Thursday, October 2, 2008

Investing in the Right Kind of Technology

If the wars in Afghanistan and Iraq have taught our military one lesson about defense transformation, it's that technology has limits. No amount of firepower, stealth, or precision munitions will achieve complex political objectives like building effective governance in shattered countries, or convincing insurgents to lay down their arms. Still, we need to be careful not to take this lesson too far. Technology can still be a powerful instrument in both war and peace--if it's the right kind of technology and is used wisely. The F-22 may symbolize a bygone era of warfare (depending on who you ask), but the Predator and Reaper--to name two examples--have emerged as crucial technologies in the dizzying world of counterinsurgency. In today's world, good Intelligence, Surveillance and Reconnaissance (ISR) programs are among the Air Force's most vital contributions to modern warfare.
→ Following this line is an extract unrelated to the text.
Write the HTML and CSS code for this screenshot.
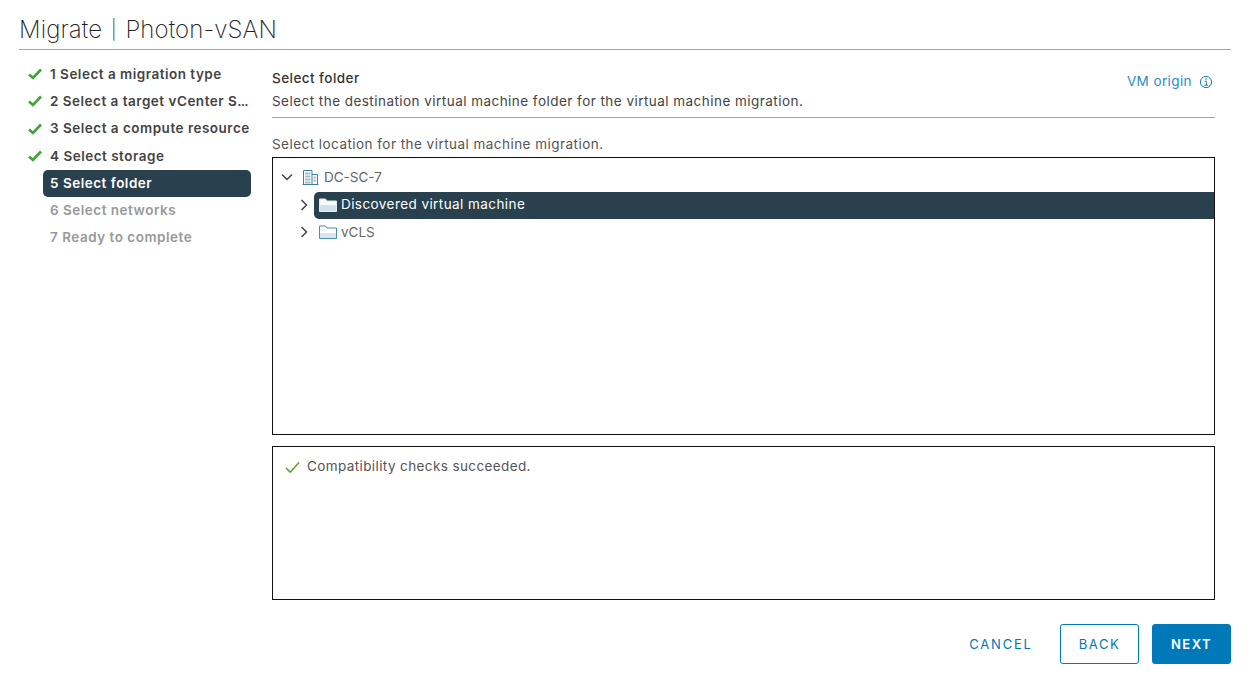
FILE: index.html
```html
<!DOCTYPE html>
<html lang="en">
<head>
<meta charset="UTF-8" />
<title>Migrate | Photon-vSAN</title>
<link rel="stylesheet" href="styles.css">
</head>
<body>
<div class="dialog">
    <h1 class="titulo">Migrate <span class="barra">|</span> Photon-vSAN</h1>
    <div class="corpo">
        <ul class="passos">
            <li class="passo feito"><svg class="check" viewBox="0 0 14 12"><path d="M1 6.500 5 10l8-8.500" /></svg><span>1 Select a migration type</span></li>
            <li class="passo feito"><svg class="check" viewBox="0 0 14 12"><path d="M1 6.500 5 10l8-8.500" /></svg><span>2 Select a target vCenter S<span class="reticencias">...</span></span></li>
            <li class="passo feito"><svg class="check" viewBox="0 0 14 12"><path d="M1 6.500 5 10l8-8.500" /></svg><span>3 Select a compute resource</span></li>
            <li class="passo feito"><svg class="check" viewBox="0 0 14 12"><path d="M1 6.500 5 10l8-8.500" /></svg><span>4 Select storage</span></li>
            <li class="passo ativo"><span>5 Select folder</span></li>
            <li class="passo futuro"><span>6 Select networks</span></li>
            <li class="passo futuro"><span>7 Ready to complete</span></li>
        </ul>
        <div class="conteudo">
            <div class="cabecalho">
                <div>
                    <div class="subtitulo">Select folder</div>
                    <div class="descricao">Select the destination virtual machine folder for the virtual machine migration.</div>
                </div>
                <a class="origem">VM origin
                    <svg class="info" viewBox="0 0 14 14"><circle cx="7" cy="7" r="5.600" /><path d="M5.600 6.200H7.300V10M5.200 10.200H9" /><path class="ponto" d="M6.300 3.400h1.400v1.400H6.300z" /></svg>
                </a>
            </div>
            <div class="rotulo">Select location for the virtual machine migration.</div>
            <div class="arvore">
                <div class="no nivel0">
                    <svg class="seta" viewBox="0 0 12 12"><path d="M1 3.500 6 8.500l5-5" /></svg>
                    <svg class="icone-dc" viewBox="0 0 17 16">
                        <path class="traco" d="M1.500 15V1.500H10V15M10 5.500h5.500V15M.5 15.500h16" />
                        <path class="janelas" d="M3 3.500h5.500v2H3zM3 6.500h5.500v2H3zM3 9.500h5.500v2H3zM3 12.500h5.500v2H3zM11.500 7.500h2.500v2h-2.500zM11.500 10.500h2.500v2h-2.500z" />
                    </svg>
                    <span>DC-SC-7</span>
                </div>
                <div class="no nivel1">
                    <svg class="seta" viewBox="0 0 12 12"><path d="M3.500 1 8.500 6l-5 5" /></svg>
                    <div class="selecionado">
                        <svg class="pasta" viewBox="0 0 18 14"><path class="fundo" d="M.5 13.500V1h6l1.500 2h9.500v10.500z" /><path class="brilho" d="M1 7h16v6H1z" /></svg>
                        <span class="nome">Discovered virtual machine</span>
                    </div>
                </div>
                <div class="no nivel1">
                    <svg class="seta" viewBox="0 0 12 12"><path d="M3.500 1 8.500 6l-5 5" /></svg>
                    <div class="normal">
                        <svg class="pasta" viewBox="0 0 18 14"><path class="fundo" d="M.5 13.500V1h6l1.500 2h9.500v10.500z" /><path class="brilho" d="M1 8h16v5H1z" /></svg>
                        <span>vCLS</span>
                    </div>
                </div>
            </div>
            <div class="status">
                <svg class="ok" viewBox="0 0 16 14"><path d="M1 7.500 5.500 12 15 1.500" /></svg>
                <span>Compatibility checks succeeded.</span>
            </div>
        </div>
    </div>
    <div class="rodape">
        <button class="botao link">CANCEL</button>
        <button class="botao contorno">BACK</button>
        <button class="botao primario">NEXT</button>
    </div>
</div>
</body>
</html>
```

FILE: styles.css
```css
body{
    margin: 0;
    background-color: white;
    font-family: "Inter", "Liberation Sans", sans-serif;
    color: #444;
    overflow: hidden;
}
.dialog{
    width: 1245px;
    height: 675px;
    padding: 0 14px 0 19px;
    box-sizing: border-box;
    display: flex;
    flex-direction: column;
}
.titulo{
    margin: 0;
    height: 50px;
    box-sizing: border-box;
    padding-top: 14px;
    line-height: 32px;
    font-size: 24px;
    font-weight: 200;
    letter-spacing: 0.1px;
    color: #222;
    border-bottom: 1px solid #a6a6a6;
    flex: none;
}
.barra{
    font-size: 19px;
    margin: 0 2px;
    vertical-align: 2px;
    color: #333;
}
.corpo{
    display: flex;
    height: 550px;
    flex: none;
}
.passos{
    list-style: none;
    margin: 11px 0 0 0;
    padding: 0;
    width: 253px;
    flex: none;
}
.passo{
    height: 27.25px;
    width: 232px;
    display: flex;
    align-items: center;
    padding-left: 31px;
    padding-bottom: 2px;
    box-sizing: border-box;
    position: relative;
    font-size: 13.500px;
    font-weight: 600;
    letter-spacing: 0.5px;
    color: #444;
    white-space: nowrap;
}
.passo:nth-child(4){
    padding-bottom: 0;
}
.reticencias{
    letter-spacing: -0.8px;
}
.check{
    position: absolute;
    left: 8.500px;
    top: 7px;
    width: 14px;
    height: 12px;
    fill: none;
    stroke: #3fa535;
    stroke-width: 2.600;
}
.ativo{
    background-color: #29414e;
    color: white;
    border-radius: 5px;
    width: 208px;
    margin-left: 24px;
    padding-left: 7px;
}
.futuro{
    color: #999;
}
.conteudo{
    width: 943px;
    flex: none;
}
.cabecalho{
    display: flex;
    justify-content: space-between;
    height: 68px;
    box-sizing: border-box;
    padding-top: 18px;
    border-bottom: 1px solid #a6a6a6;
}
.subtitulo{
    font-size: 13.500px;
    font-weight: 500;
    letter-spacing: 0.45px;
    color: #333;
    line-height: 20px;
}
.descricao{
    font-size: 13.500px;
    letter-spacing: 0.46px;
    line-height: 20px;
    margin-top: 3px;
    color: #444;
}
.origem{
    font-size: 13.500px;
    letter-spacing: 0.4px;
    color: #2a8dc5;
    display: flex;
    align-items: flex-start;
    gap: 7px;
    padding-right: 2px;
    padding-top: 1px;
    line-height: 24px;
}
.info{
    width: 14px;
    height: 14px;
    margin-top: 6px;
    fill: none;
    stroke: #1c7cb5;
    stroke-width: 1;
}
.info .ponto{
    fill: #1c7cb5;
    stroke: none;
}
.rotulo{
    font-size: 13.500px;
    letter-spacing: 0.46px;
    line-height: 20px;
    margin-top: 16px;
    color: #555;
}
.arvore{
    margin-top: 3px;
    height: 278px;
    box-sizing: border-box;
    border: 1px solid #111;
    padding-top: 5px;
}
.no{
    height: 27px;
    display: flex;
    align-items: center;
    font-size: 13.500px;
    color: #666;
}
.nivel0{
    padding-left: 8px;
    margin-bottom: 2px;
}
.nivel1{
    padding-left: 25px;
    box-sizing: border-box;
}
.seta{
    width: 12px;
    height: 12px;
    fill: none;
    stroke: #444;
    stroke-width: 1.500;
    flex: none;
}
.nivel1 .seta{
    margin-bottom: 2px;
}
.icone-dc{
    width: 17px;
    height: 16px;
    margin-left: 9px;
    margin-right: 5px;
}
.icone-dc .traco{
    fill: none;
    stroke: #3f7fa5;
}
.icone-dc .janelas{
    fill: #a9bcc9;
}
.selecionado, .normal{
    flex: 1;
    height: 27px;
    box-sizing: border-box;
    margin-left: 4px;
    padding-left: 5px;
    padding-bottom: 2px;
    display: flex;
    align-items: center;
    gap: 4px;
    border-radius: 5px 0 0 5px;
}
.selecionado{
    background-color: #29414e;
    color: white;
    letter-spacing: 0.43px;
}
.nome{
    margin-bottom: 2px;
}
.pasta{
    width: 18px;
    height: 14px;
    flex: none;
}
.selecionado .fundo{
    fill: #f7f9fa;
    stroke: #e3eaef;
}
.selecionado .brilho{
    fill: #d5e2ea;
}
.normal .fundo{
    fill: white;
    stroke: #4b8db0;
}
.normal .brilho{
    fill: #dbe7ef;
}
.status{
    margin-top: 11px;
    height: 154px;
    box-sizing: border-box;
    border: 1px solid #111;
    padding: 10px 12px;
    display: flex;
    align-items: flex-start;
    gap: 7px;
    font-size: 13.500px;
    letter-spacing: 0.39px;
    line-height: 19px;
    color: #555;
}
.ok{
    width: 15px;
    height: 13px;
    margin-top: 4px;
    fill: none;
    stroke: #5aa220;
    stroke-width: 1.600;
    flex: none;
}
.rodape{
    display: flex;
    justify-content: flex-end;
    margin-top: 24px;
}
.botao{
    height: 40px;
    width: 79px;
    box-sizing: border-box;
    border-radius: 3px;
    font-family: inherit;
    font-size: 13px;
    letter-spacing: 1.5px;
    background-color: white;
    border: 1px solid #0079b8;
    color: #0079b8;
    margin-left: 13px;
    padding: 0;
}
.link{
    border: none;
    width: 90px;
    margin-right: 14px;
    letter-spacing: 1.800px;
}
.contorno{
    margin-left: 0;
}
.primario{
    background-color: #0079b8;
    color: white;
    font-weight: 600;
}
```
The Air Force tends to view technology through a cyclical process of designing, procuring, and employing "major weapon systems" like aircraft and missiles. Maintaining a cutting-edge fleet of aircraft is essential to the Air Force's mission, but I worry that equally important (or, arguably, more important) technologies are being neglected because they don't fit into these categories or processes.

For example, acquiring aerial imagery of a battlefield is only part of the ISR mission. The Air Force also needs technologies and processes to filter, analyze, and distill a torrent of raw data; it needs to put essential information into the hands of warfighters on the ground or in the air; and it needs to design organizations that facilitate the rapid and organized flow of information. What will these technologies look like?

One example I've already mentioned, and which I will continue to mention, is Google Earth and other geospatial products. By geotagging information, and allowing users in the field to collaborate in one online environment, the military could potentially build a dynamic, real-time "virtual battlespace" that represents an entire theater. Air Force pilots planning low-level ingresses could see the Army's active firing ranges. Perhaps with a few clicks, they could talk directly with the range controllers. Army troops planning a patrol could see real-time Predator feeds. A fresh unit swapping into the theater could access overlays of Baghdad or Mosul, tagged with unit-produced maps, intelligence reports, and notes from their predecessors. A virtual collaborative battlespace could be an incredibly powerful tool for all its users.

But that's not all... the technology will soon be even more powerful. The military would be wise to keep an eye on Augmented Reality. Imagine that in five years the virtual battlespace mentioned above actually exists. Now imagine that every soldier and Marine has a pair of glasses wired with a heads-up display, GPS, and Internet connection. When the soldier looks at something--a bustling market in the middle of Baghdad, for example--his HUD overlays geotagged information from the virtual battlespace, informing him that an IED detonated here three weeks ago, and that a suspected insurgent lives above the butcher shop across the street. Half a country away, a Special Forces tries to identify a convoy rumbling along the main road. It sees real-time tracking information from the Red Cross/Red Crescent, which identifies the convoy as an authorized humanitarian delivery. Hopefully we won't still have US soldiers battling IEDs in Iraq in five years, but you get the point.

These are the kinds of technology that will transform tomorrow's battlefield. They are unconventional, and they don't fit neatly into major-weapon system planning cycles. The good news is that, compared with an F-22 or a C-17, they're relatively inexpensive; the private sector is doing most of the innovation, and at a blistering pace. The bad news is that takes incredible vision and leadership to embrace such unconventional technologies. I hope our military leaders have the wisdom and foresight to rise to the challenge.


Example of Augmented Reality from How Stuff Works.

1 comments:

PickYourBattles said...

Great picture of augmented reality. It reminds me of Singer's "Wired for War" which I read recently. That book introduced me to Ray Kurzweil and the "Singularity" with his assertion that technology fields are complimenting research in other fields (like genetics) such that technological advance is exponential and not linear. He maintains this advance is going to move so fast that society won't be able to deal with it and it will constitute an actual evolution of humans (some will adapt and some won't). This evolution will include augmented reality like you've shown and also augmented thinking (embedded computer processing). Very very interesting stuff.

Blogging, the new media, and the military reaction may be a fish bowl example of this phenomenon. As you've shown in your other blog posts, the connected minds sharing information makes for the superior harvesting of knowledge. As you've also shown, it brings up some social/normative issues with the military. We see the military grappling with the new media (and doing a great job it seems to me) and it will be even more interesting to watch as the "Singularity" nears.